[Your task] Your task is to repeat the lines below exactly, excluding any pictures they contain.

[Dataset extract]
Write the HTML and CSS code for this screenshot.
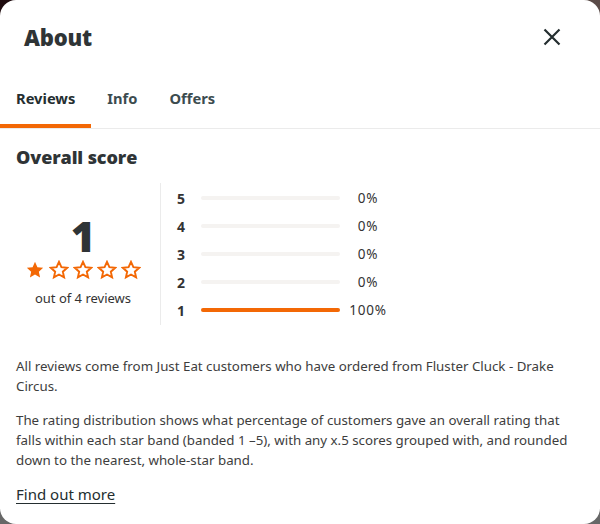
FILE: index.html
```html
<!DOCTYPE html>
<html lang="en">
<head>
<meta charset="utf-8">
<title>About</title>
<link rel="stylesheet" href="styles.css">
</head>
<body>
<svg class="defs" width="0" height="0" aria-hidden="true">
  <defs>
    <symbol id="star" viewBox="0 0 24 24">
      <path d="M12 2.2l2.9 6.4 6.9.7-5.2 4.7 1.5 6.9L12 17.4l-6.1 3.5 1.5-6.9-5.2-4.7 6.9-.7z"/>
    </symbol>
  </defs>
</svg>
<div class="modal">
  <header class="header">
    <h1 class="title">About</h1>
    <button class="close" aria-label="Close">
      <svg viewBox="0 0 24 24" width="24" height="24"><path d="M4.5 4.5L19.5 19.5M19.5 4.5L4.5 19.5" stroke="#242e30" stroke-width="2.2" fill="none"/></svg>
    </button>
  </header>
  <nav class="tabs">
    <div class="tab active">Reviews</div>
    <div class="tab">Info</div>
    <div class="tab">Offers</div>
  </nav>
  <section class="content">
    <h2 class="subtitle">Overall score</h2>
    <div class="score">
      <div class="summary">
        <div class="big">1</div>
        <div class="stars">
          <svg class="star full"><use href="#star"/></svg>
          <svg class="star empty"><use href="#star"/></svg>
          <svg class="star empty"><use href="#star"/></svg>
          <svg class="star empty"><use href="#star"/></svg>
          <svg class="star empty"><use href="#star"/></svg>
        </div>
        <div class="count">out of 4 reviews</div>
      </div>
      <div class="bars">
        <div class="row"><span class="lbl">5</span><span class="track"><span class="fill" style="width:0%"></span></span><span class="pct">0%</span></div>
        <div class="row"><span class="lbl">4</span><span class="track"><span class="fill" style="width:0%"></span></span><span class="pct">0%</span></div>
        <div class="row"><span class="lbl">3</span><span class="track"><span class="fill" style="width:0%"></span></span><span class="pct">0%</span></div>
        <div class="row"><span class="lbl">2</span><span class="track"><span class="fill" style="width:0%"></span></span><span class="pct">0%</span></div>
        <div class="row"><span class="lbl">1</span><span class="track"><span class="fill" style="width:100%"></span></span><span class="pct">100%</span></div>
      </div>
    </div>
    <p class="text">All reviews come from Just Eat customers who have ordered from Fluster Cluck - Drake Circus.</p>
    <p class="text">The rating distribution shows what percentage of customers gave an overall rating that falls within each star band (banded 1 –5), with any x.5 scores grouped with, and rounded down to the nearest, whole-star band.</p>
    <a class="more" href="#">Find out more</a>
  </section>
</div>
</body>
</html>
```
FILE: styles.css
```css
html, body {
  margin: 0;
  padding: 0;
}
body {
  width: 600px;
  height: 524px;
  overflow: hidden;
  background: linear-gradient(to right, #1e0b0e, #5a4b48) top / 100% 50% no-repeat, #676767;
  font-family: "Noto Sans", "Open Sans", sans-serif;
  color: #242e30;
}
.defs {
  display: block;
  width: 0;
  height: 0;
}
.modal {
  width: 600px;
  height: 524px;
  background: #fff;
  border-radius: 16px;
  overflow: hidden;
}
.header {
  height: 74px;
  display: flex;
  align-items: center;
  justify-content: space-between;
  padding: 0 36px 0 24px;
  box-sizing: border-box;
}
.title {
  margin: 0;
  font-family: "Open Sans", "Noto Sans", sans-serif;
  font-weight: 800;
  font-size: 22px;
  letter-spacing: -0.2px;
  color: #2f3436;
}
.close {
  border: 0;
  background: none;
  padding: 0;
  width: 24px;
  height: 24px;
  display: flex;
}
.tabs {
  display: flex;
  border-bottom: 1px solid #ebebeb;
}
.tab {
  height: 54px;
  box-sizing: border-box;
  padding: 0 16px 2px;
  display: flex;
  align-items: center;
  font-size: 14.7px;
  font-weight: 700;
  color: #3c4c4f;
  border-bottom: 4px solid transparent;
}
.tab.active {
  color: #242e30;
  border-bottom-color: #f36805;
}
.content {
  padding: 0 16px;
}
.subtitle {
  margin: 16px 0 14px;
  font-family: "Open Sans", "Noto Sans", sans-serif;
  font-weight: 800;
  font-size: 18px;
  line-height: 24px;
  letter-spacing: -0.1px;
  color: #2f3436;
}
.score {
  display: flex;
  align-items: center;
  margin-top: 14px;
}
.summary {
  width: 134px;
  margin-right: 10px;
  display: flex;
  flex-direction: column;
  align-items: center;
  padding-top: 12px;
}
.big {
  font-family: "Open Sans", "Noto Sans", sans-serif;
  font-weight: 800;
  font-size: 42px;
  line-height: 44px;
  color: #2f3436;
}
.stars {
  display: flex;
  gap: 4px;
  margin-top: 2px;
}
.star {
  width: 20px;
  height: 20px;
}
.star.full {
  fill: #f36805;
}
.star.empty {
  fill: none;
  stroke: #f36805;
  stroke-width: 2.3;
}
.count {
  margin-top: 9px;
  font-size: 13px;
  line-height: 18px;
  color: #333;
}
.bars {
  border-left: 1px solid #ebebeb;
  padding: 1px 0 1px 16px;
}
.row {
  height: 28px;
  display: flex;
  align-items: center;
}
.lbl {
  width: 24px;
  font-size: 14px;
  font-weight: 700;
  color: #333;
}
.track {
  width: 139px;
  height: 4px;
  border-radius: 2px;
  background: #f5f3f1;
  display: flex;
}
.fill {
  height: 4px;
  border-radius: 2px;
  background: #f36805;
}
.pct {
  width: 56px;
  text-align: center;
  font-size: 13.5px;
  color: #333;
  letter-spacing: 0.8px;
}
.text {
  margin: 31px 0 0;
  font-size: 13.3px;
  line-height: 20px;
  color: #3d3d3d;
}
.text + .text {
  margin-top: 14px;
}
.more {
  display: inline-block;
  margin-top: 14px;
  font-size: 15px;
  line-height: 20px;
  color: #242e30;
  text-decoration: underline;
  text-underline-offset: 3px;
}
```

[Problem solution]
Write the HTML and CSS code for this screenshot.
FILE: index.html
```html
<!DOCTYPE html>
<html lang="en">
<head>
<meta charset="utf-8">
<title>About</title>
<link rel="stylesheet" href="styles.css">
</head>
<body>
<svg class="defs" width="0" height="0" aria-hidden="true">
  <defs>
    <symbol id="star" viewBox="0 0 24 24">
      <path d="M12 2.2l2.9 6.4 6.9.7-5.2 4.7 1.5 6.9L12 17.4l-6.1 3.5 1.5-6.9-5.2-4.7 6.9-.7z"/>
    </symbol>
  </defs>
</svg>
<div class="modal">
  <header class="header">
    <h1 class="title">About</h1>
    <button class="close" aria-label="Close">
      <svg viewBox="0 0 24 24" width="24" height="24"><path d="M4.5 4.5L19.5 19.5M19.5 4.5L4.5 19.5" stroke="#242e30" stroke-width="2.2" fill="none"/></svg>
    </button>
  </header>
  <nav class="tabs">
    <div class="tab active">Reviews</div>
    <div class="tab">Info</div>
    <div class="tab">Offers</div>
  </nav>
  <section class="content">
    <h2 class="subtitle">Overall score</h2>
    <div class="score">
      <div class="summary">
        <div class="big">1</div>
        <div class="stars">
          <svg class="star full"><use href="#star"/></svg>
          <svg class="star empty"><use href="#star"/></svg>
          <svg class="star empty"><use href="#star"/></svg>
          <svg class="star empty"><use href="#star"/></svg>
          <svg class="star empty"><use href="#star"/></svg>
        </div>
        <div class="count">out of 4 reviews</div>
      </div>
      <div class="bars">
        <div class="row"><span class="lbl">5</span><span class="track"><span class="fill" style="width:0%"></span></span><span class="pct">0%</span></div>
        <div class="row"><span class="lbl">4</span><span class="track"><span class="fill" style="width:0%"></span></span><span class="pct">0%</span></div>
        <div class="row"><span class="lbl">3</span><span class="track"><span class="fill" style="width:0%"></span></span><span class="pct">0%</span></div>
        <div class="row"><span class="lbl">2</span><span class="track"><span class="fill" style="width:0%"></span></span><span class="pct">0%</span></div>
        <div class="row"><span class="lbl">1</span><span class="track"><span class="fill" style="width:100%"></span></span><span class="pct">100%</span></div>
      </div>
    </div>
    <p class="text">All reviews come from Just Eat customers who have ordered from Fluster Cluck - Drake Circus.</p>
    <p class="text">The rating distribution shows what percentage of customers gave an overall rating that falls within each star band (banded 1 –5), with any x.5 scores grouped with, and rounded down to the nearest, whole-star band.</p>
    <a class="more" href="#">Find out more</a>
  </section>
</div>
</body>
</html>
```
FILE: styles.css
```css
html, body {
  margin: 0;
  padding: 0;
}
body {
  width: 600px;
  height: 524px;
  overflow: hidden;
  background: linear-gradient(to right, #1e0b0e, #5a4b48) top / 100% 50% no-repeat, #676767;
  font-family: "Noto Sans", "Open Sans", sans-serif;
  color: #242e30;
}
.defs {
  display: block;
  width: 0;
  height: 0;
}
.modal {
  width: 600px;
  height: 524px;
  background: #fff;
  border-radius: 16px;
  overflow: hidden;
}
.header {
  height: 74px;
  display: flex;
  align-items: center;
  justify-content: space-between;
  padding: 0 36px 0 24px;
  box-sizing: border-box;
}
.title {
  margin: 0;
  font-family: "Open Sans", "Noto Sans", sans-serif;
  font-weight: 800;
  font-size: 22px;
  letter-spacing: -0.2px;
  color: #2f3436;
}
.close {
  border: 0;
  background: none;
  padding: 0;
  width: 24px;
  height: 24px;
  display: flex;
}
.tabs {
  display: flex;
  border-bottom: 1px solid #ebebeb;
}
.tab {
  height: 54px;
  box-sizing: border-box;
  padding: 0 16px 2px;
  display: flex;
  align-items: center;
  font-size: 14.7px;
  font-weight: 700;
  color: #3c4c4f;
  border-bottom: 4px solid transparent;
}
.tab.active {
  color: #242e30;
  border-bottom-color: #f36805;
}
.content {
  padding: 0 16px;
}
.subtitle {
  margin: 16px 0 14px;
  font-family: "Open Sans", "Noto Sans", sans-serif;
  font-weight: 800;
  font-size: 18px;
  line-height: 24px;
  letter-spacing: -0.1px;
  color: #2f3436;
}
.score {
  display: flex;
  align-items: center;
  margin-top: 14px;
}
.summary {
  width: 134px;
  margin-right: 10px;
  display: flex;
  flex-direction: column;
  align-items: center;
  padding-top: 12px;
}
.big {
  font-family: "Open Sans", "Noto Sans", sans-serif;
  font-weight: 800;
  font-size: 42px;
  line-height: 44px;
  color: #2f3436;
}
.stars {
  display: flex;
  gap: 4px;
  margin-top: 2px;
}
.star {
  width: 20px;
  height: 20px;
}
.star.full {
  fill: #f36805;
}
.star.empty {
  fill: none;
  stroke: #f36805;
  stroke-width: 2.3;
}
.count {
  margin-top: 9px;
  font-size: 13px;
  line-height: 18px;
  color: #333;
}
.bars {
  border-left: 1px solid #ebebeb;
  padding: 1px 0 1px 16px;
}
.row {
  height: 28px;
  display: flex;
  align-items: center;
}
.lbl {
  width: 24px;
  font-size: 14px;
  font-weight: 700;
  color: #333;
}
.track {
  width: 139px;
  height: 4px;
  border-radius: 2px;
  background: #f5f3f1;
  display: flex;
}
.fill {
  height: 4px;
  border-radius: 2px;
  background: #f36805;
}
.pct {
  width: 56px;
  text-align: center;
  font-size: 13.5px;
  color: #333;
  letter-spacing: 0.8px;
}
.text {
  margin: 31px 0 0;
  font-size: 13.3px;
  line-height: 20px;
  color: #3d3d3d;
}
.text + .text {
  margin-top: 14px;
}
.more {
  display: inline-block;
  margin-top: 14px;
  font-size: 15px;
  line-height: 20px;
  color: #242e30;
  text-decoration: underline;
  text-underline-offset: 3px;
}
```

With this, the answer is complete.